▶ GIVEN REQUEST
Take the line containing "Rebuild this table" as the first line and the line containing "const widths = [109, 85, 191, 207, 203, 186];" as the last, and output that span verbatim without any images.

▶ STORED DATA
-=-=-=-=-

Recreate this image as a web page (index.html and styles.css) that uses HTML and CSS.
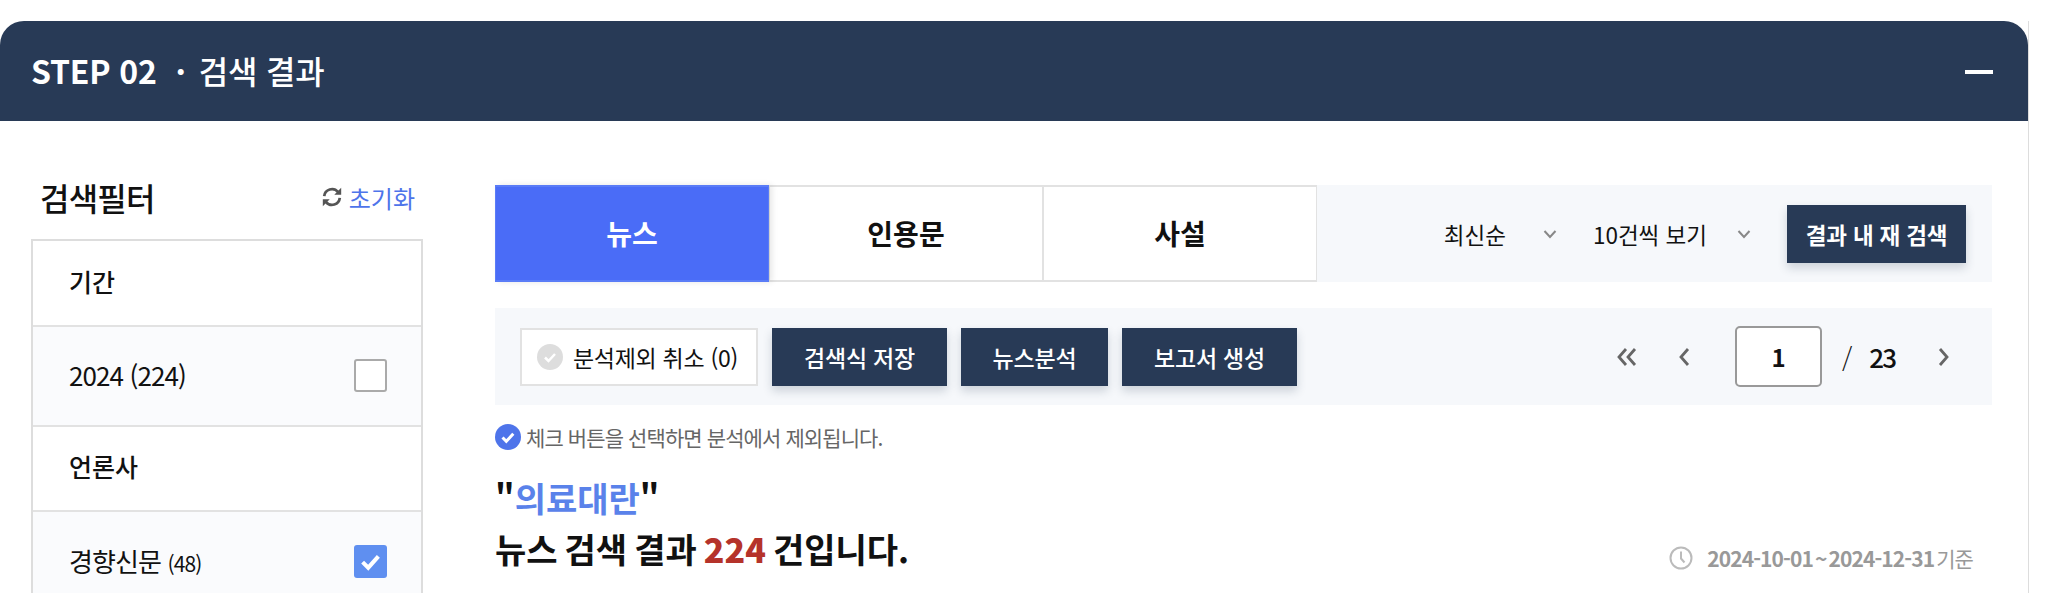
FILE: index.html
```html
<!DOCTYPE html>
<html lang="ko">
<head>
    <meta charset="UTF-8">
    <meta name="viewport" content="width=device-width, initial-scale=1.0">
    <title>검색 결과</title>
    <link rel="stylesheet" href="styles.css">
</head>
<body>
    <section class="panel">
        <header class="panel-head">
            <h2 class="panel-title">STEP 02<span class="title-dot">·</span><span class="title-name">검색 결과</span></h2>
            <span class="collapse"></span>
        </header>

        <div class="panel-body">
            <aside class="filter">
                <div class="filter-head">
                    <h3 class="filter-title">검색필터</h3>
                    <a class="reset">
                        <svg class="reset-icon" viewBox="0 0 24 24" fill="none" stroke="#555" stroke-width="3">
                            <path d="M3.500 11A8.500 8.500 0 0 1 18.500 6.500"/>
                            <path d="M20.500 13A8.500 8.500 0 0 1 5.500 17.500"/>
                            <path d="M22 2v7.500h-7.500z" fill="#555" stroke="none"/>
                            <path d="M2 22v-7.500h7.500z" fill="#555" stroke="none"/>
                        </svg>
                        초기화
                    </a>
                </div>
                <div class="filter-box">
                    <div class="group-name">기간</div>
                    <div class="option">
                        <span class="option-name">2024 (224)</span>
                        <span class="check"></span>
                    </div>
                    <div class="group-name">언론사</div>
                    <div class="option">
                        <span class="option-name">경향신문 <small>(48)</small></span>
                        <span class="check checked">
                            <svg viewBox="0 0 24 24" fill="none" stroke="#fff" stroke-width="3.600"><path d="M5 12.500l5 5 9-10"/></svg>
                        </span>
                    </div>
                </div>
            </aside>

            <main class="results">
                <div class="tab-bar">
                    <div class="tabs">
                        <a class="tab active">뉴스</a>
                        <a class="tab">인용문</a>
                        <a class="tab">사설</a>
                    </div>
                    <div class="sort">
                        <span class="select select-first">최신순
                            <svg class="chevron" viewBox="0 0 14 10" fill="none" stroke="#888" stroke-width="2"><path d="M1.500 2l5.500 6 5.500-6"/></svg>
                        </span>
                        <span class="select">10건씩 보기
                            <svg class="chevron" viewBox="0 0 14 10" fill="none" stroke="#888" stroke-width="2"><path d="M1.500 2l5.500 6 5.500-6"/></svg>
                        </span>
                        <button class="btn btn-search">결과 내 재 검색</button>
                    </div>
                </div>

                <div class="action-bar">
                    <div class="actions">
                        <button class="btn-exclude">
                            <svg class="exclude-icon" viewBox="0 0 26 26"><circle cx="13" cy="13" r="13" fill="#ddd"/><path d="M8 13.500l3.500 3.500 6.500-7" fill="none" stroke="#fff" stroke-width="2.500"/></svg>
                            분석제외 취소 (0)
                        </button>
                        <button class="btn btn-save">검색식 저장</button>
                        <button class="btn btn-news">뉴스분석</button>
                        <button class="btn btn-report">보고서 생성</button>
                    </div>
                    <div class="pager">
                        <svg class="page-first" viewBox="0 0 22 20" fill="none" stroke="#666" stroke-width="2.800"><path d="M10 2l-7 8 7 8"/><path d="M19 2l-7 8 7 8"/></svg>
                        <svg class="page-prev" viewBox="0 0 14 20" fill="none" stroke="#666" stroke-width="2.800"><path d="M11 2l-7 8 7 8"/></svg>
                        <span class="page-input">1</span>
                        <span class="page-slash">/</span>
                        <span class="page-total">23</span>
                        <svg class="page-next" viewBox="0 0 14 20" fill="none" stroke="#666" stroke-width="2.800"><path d="M3 2l7 8-7 8"/></svg>
                    </div>
                </div>

                <p class="note">
                    <svg class="note-icon" viewBox="0 0 26 26"><circle cx="13" cy="13" r="13" fill="#4e74ea"/><path d="M7.500 13.500l3.800 3.800 7-7.500" fill="none" stroke="#fff" stroke-width="3"/></svg>
                    체크 버튼을 선택하면 분석에서 제외됩니다.
                </p>

                <div class="summary">
                    <h3 class="summary-title">"<em>의료대란</em>"<br>뉴스 검색 결과 <strong>224</strong> 건입니다.</h3>
                    <div class="period">
                        <svg class="clock" viewBox="0 0 24 24" fill="none" stroke="#bbb" stroke-width="2"><circle cx="12" cy="12" r="10.500"/><path d="M12 5.500v7l3.500 4"/></svg>
                        <span><b>2024-10-01 ~ 2024-12-31</b> 기준</span>
                    </div>
                </div>
            </main>
        </div>
    </section>
</body>
</html>
```

FILE: styles.css
```css
* {
    box-sizing: border-box;
}
html, body {
    height: 100%;
    overflow: hidden;
}
body {
    margin: 0;
    padding-top: 21px;
    background-color: white;
    color: #111;
    font-family: "Noto Sans CJK KR", "Noto Sans", sans-serif;
}
button {
    font-family: inherit;
    border: none;
    cursor: pointer;
}
h2, h3, p {
    margin: 0;
}

/* panel */
.panel {
    width: 2029px;
    border-right: 1px solid #ddd;
}
.panel-head {
    display: flex;
    align-items: center;
    justify-content: space-between;
    height: 100px;
    padding: 0 35px 0 31px;
    background-color: #283a56;
    border-radius: 24px 24px 0 0;
    color: white;
}
.panel-title {
    font-size: 32px;
    font-weight: 700;
    line-height: 1;
    letter-spacing: -0.2px;
    margin-bottom: 2px;
}
.title-dot {
    margin: 0 13px 0 19px;
}
.title-name {
    font-weight: 500;
}
.collapse {
    width: 28px;
    height: 4px;
    margin-top: 2px;
    background-color: white;
}
.panel-body {
    display: flex;
    padding: 0 36px 0 31px;
}

/* filter */
.filter {
    width: 392px;
    margin-right: 72px;
}
.filter-head {
    display: flex;
    align-items: center;
    justify-content: space-between;
    height: 118px;
    padding: 34px 8px 0 9px;
}
.filter-title {
    font-size: 32px;
    font-weight: 500;
    letter-spacing: -0.8px;
}
.reset {
    display: flex;
    align-items: center;
    gap: 6px;
    font-size: 24px;
    color: #4e74ea;
}
.reset-icon {
    width: 22px;
    height: 22px;
}
.filter-box {
    border: 2px solid #ddd;
}
.group-name {
    display: flex;
    align-items: center;
    height: 83.5px;
    padding: 0 0 4px 36px;
    font-size: 25px;
    font-weight: 500;
    background-color: white;
}
.option {
    display: flex;
    align-items: center;
    justify-content: space-between;
    height: 102px;
    padding: 0 34px 0 36px;
    font-size: 26px;
    background-color: #fafbfd;
    border-top: 2px solid #e2e2e2;
    border-bottom: 2px solid #e2e2e2;
}
.option-name {
    padding-bottom: 2px;
    letter-spacing: -0.9px;
}
.option-name small {
    font-size: 21px;
}
.check {
    width: 33px;
    height: 33px;
    background-color: white;
    border: 2px solid #aaa;
    border-radius: 3px;
}
.check.checked {
    padding: 3px;
    background-color: #5f8ff0;
    border: none;
}
.check svg {
    display: block;
}

/* results */
.results {
    flex: 1;
    padding-top: 64px;
}
.tab-bar {
    display: flex;
    justify-content: space-between;
    height: 97px;
    background-color: #f6f8fb;
}
.tabs {
    display: flex;
}
.tab {
    display: flex;
    align-items: center;
    justify-content: center;
    width: 274px;
    height: 97px;
    padding-bottom: 2px;
    font-size: 28px;
    font-weight: 700;
    background-color: white;
    border: 2px solid #e2e2e2;
    border-left-width: 1px;
    border-right-width: 1px;
}
.tab.active {
    position: relative;
    color: white;
    background-color: #4a6cf7;
    border-color: #5a7cf7;
    box-shadow: 3px 0 6px rgba(0, 0, 0, 0.1);
}
.sort {
    display: flex;
    align-items: center;
    padding-right: 26px;
    font-size: 22.5px;
}
.select {
    display: flex;
    align-items: center;
    margin-right: 36px;
}
.select-first .chevron {
    margin-left: 37px;
}
.chevron {
    width: 14px;
    height: 10px;
    margin-left: 30px;
}
.btn {
    height: 58px;
    font-size: 23px;
    font-weight: 500;
    letter-spacing: -0.2px;
    color: white;
    background-color: #283a56;
    box-shadow: 0 5px 9px rgba(40, 58, 86, 0.2);
}
.btn-search {
    width: 179px;
    font-size: 22.5px;
    font-weight: 700;
}
.action-bar {
    display: flex;
    align-items: center;
    justify-content: space-between;
    height: 97px;
    margin-top: 26px;
    padding: 0 41px 0 25px;
    background-color: #f6f8fb;
}
.actions {
    display: flex;
    align-items: center;
    gap: 14px;
}
.btn-exclude {
    display: flex;
    align-items: center;
    gap: 10px;
    width: 238px;
    height: 58px;
    padding-left: 15px;
    font-size: 23px;
    letter-spacing: -0.3px;
    color: #111;
    background-color: white;
    border: 2px solid #e2e2e2;
}
.exclude-icon {
    width: 26px;
    height: 26px;
}
.btn-save, .btn-report {
    width: 175px;
}
.btn-news {
    width: 147px;
}
.pager {
    display: flex;
    align-items: center;
}
.pager svg {
    height: 20px;
}
.page-first {
    width: 22px;
}
.page-prev, .page-next {
    width: 14px;
}
.page-prev {
    margin-left: 39px;
}
.page-input {
    display: flex;
    align-items: center;
    justify-content: center;
    width: 87px;
    height: 61px;
    margin-left: 44px;
    font-size: 24px;
    font-weight: 700;
    background-color: white;
    border: 2px solid #999;
    border-radius: 5px;
}
.page-slash {
    margin-left: 20px;
    font-size: 26px;
    font-weight: 300;
}
.page-total {
    margin-left: 17px;
    font-size: 26px;
    font-weight: 500;
    letter-spacing: -2px;
}
.page-next {
    margin-left: 42px;
}
.note {
    display: flex;
    align-items: center;
    gap: 5px;
    height: 26px;
    margin-top: 19px;
    font-size: 21px;
    letter-spacing: -0.9px;
    color: #666;
}
.note-icon {
    width: 26px;
    height: 26px;
}
.summary {
    display: flex;
    align-items: flex-end;
    justify-content: space-between;
    margin-top: 22px;
    padding-right: 19px;
}
.summary-title {
    font-size: 34px;
    font-weight: 700;
    line-height: 51px;
    word-spacing: -2.5px;
}
.summary-title em {
    font-style: normal;
    color: #5a82ea;
}
.summary-title strong {
    color: #b5332a;
}
.period {
    display: flex;
    align-items: center;
    height: 32px;
    font-size: 21px;
    letter-spacing: -0.9px;
    word-spacing: -3px;
    color: #999;
}
.period b {
    font-weight: 700;
}
.clock {
    width: 24px;
    height: 24px;
    margin-right: 14px;
}
```
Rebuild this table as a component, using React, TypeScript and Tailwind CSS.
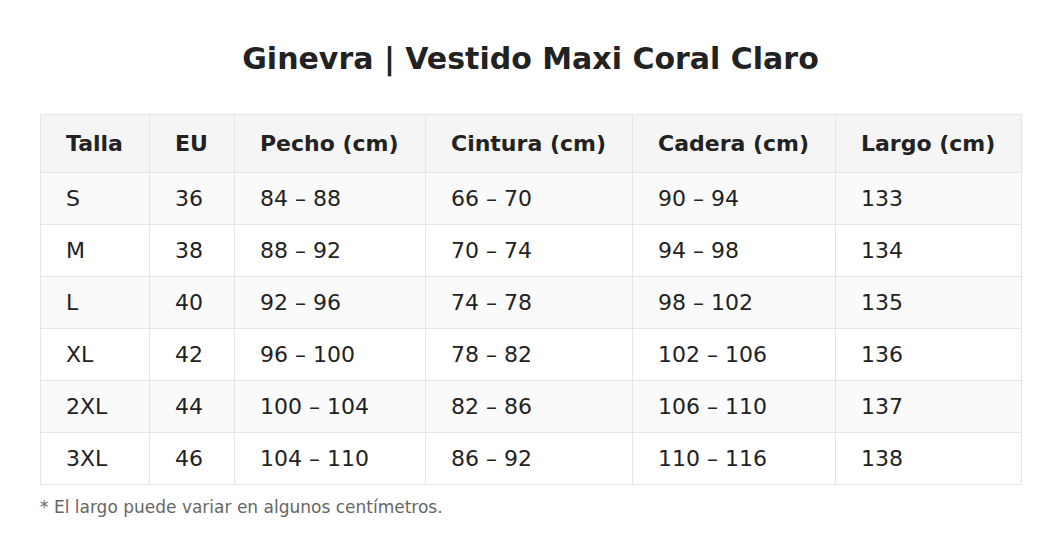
import React from "react";

const rows = [
  ["S", "36", "84 – 88", "66 – 70", "90 – 94", "133"],
  ["M", "38", "88 – 92", "70 – 74", "94 – 98", "134"],
  ["L", "40", "92 – 96", "74 – 78", "98 – 102", "135"],
  ["XL", "42", "96 – 100", "78 – 82", "102 – 106", "136"],
  ["2XL", "44", "100 – 104", "82 – 86", "106 – 110", "137"],
  ["3XL", "46", "104 – 110", "86 – 92", "110 – 116", "138"],
];
const heads = ["Talla", "EU", "Pecho (cm)", "Cintura (cm)", "Cadera (cm)", "Largo (cm)"];
const widths = [109, 85, 191, 207, 203, 186];

export default function App() {
  return (
    <div
      className="w-[1061px] h-[557px] bg-white text-[#222] px-[40px] pt-[40px]"
      style={{ fontFamily: '"DejaVu Sans", sans-serif' }}
    >
      <h1 className="text-center text-[30px] font-bold leading-[38px] m-0">
        Ginevra | Vestido Maxi Coral Claro
      </h1>
      <table className="mt-[36px] border-collapse w-[981px] table-fixed">
        <colgroup>
          {widths.map((w, i) => (
            <col key={i} style={{ width: w }} />
          ))}
        </colgroup>
        <thead>
          <tr className="bg-[#f5f5f5] h-[58px]">
            {heads.map((h) => (
              <th
                key={h}
                className="border border-[#e5e5e5] text-left font-bold text-[22px] leading-[26px] pl-[25px] p-0"
              >
                {h}
              </th>
            ))}
          </tr>
        </thead>
        <tbody>
          {rows.map((r, i) => (
            <tr key={i} className={`h-[52px] ${i % 2 === 0 ? "bg-[#fafafa]" : "bg-white"}`}>
              {r.map((c, j) => (
                <td
                  key={j}
                  className="border border-[#e5e5e5] text-left text-[22px] leading-[26px] pl-[25px] p-0"
                >
                  {c}
                </td>
              ))}
            </tr>
          ))}
        </tbody>
      </table>
      <p className="mt-[11px] text-[17px] leading-[22px] text-[#666]">* El largo puede variar en algunos centímetros.</p>
    </div>
  );
}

-=-=-=-=-

▶ THE RESULT
Rebuild this table as a component, using React, TypeScript and Tailwind CSS.
import React from "react";

const rows = [
  ["S", "36", "84 – 88", "66 – 70", "90 – 94", "133"],
  ["M", "38", "88 – 92", "70 – 74", "94 – 98", "134"],
  ["L", "40", "92 – 96", "74 – 78", "98 – 102", "135"],
  ["XL", "42", "96 – 100", "78 – 82", "102 – 106", "136"],
  ["2XL", "44", "100 – 104", "82 – 86", "106 – 110", "137"],
  ["3XL", "46", "104 – 110", "86 – 92", "110 – 116", "138"],
];
const heads = ["Talla", "EU", "Pecho (cm)", "Cintura (cm)", "Cadera (cm)", "Largo (cm)"];
const widths = [109, 85, 191, 207, 203, 186];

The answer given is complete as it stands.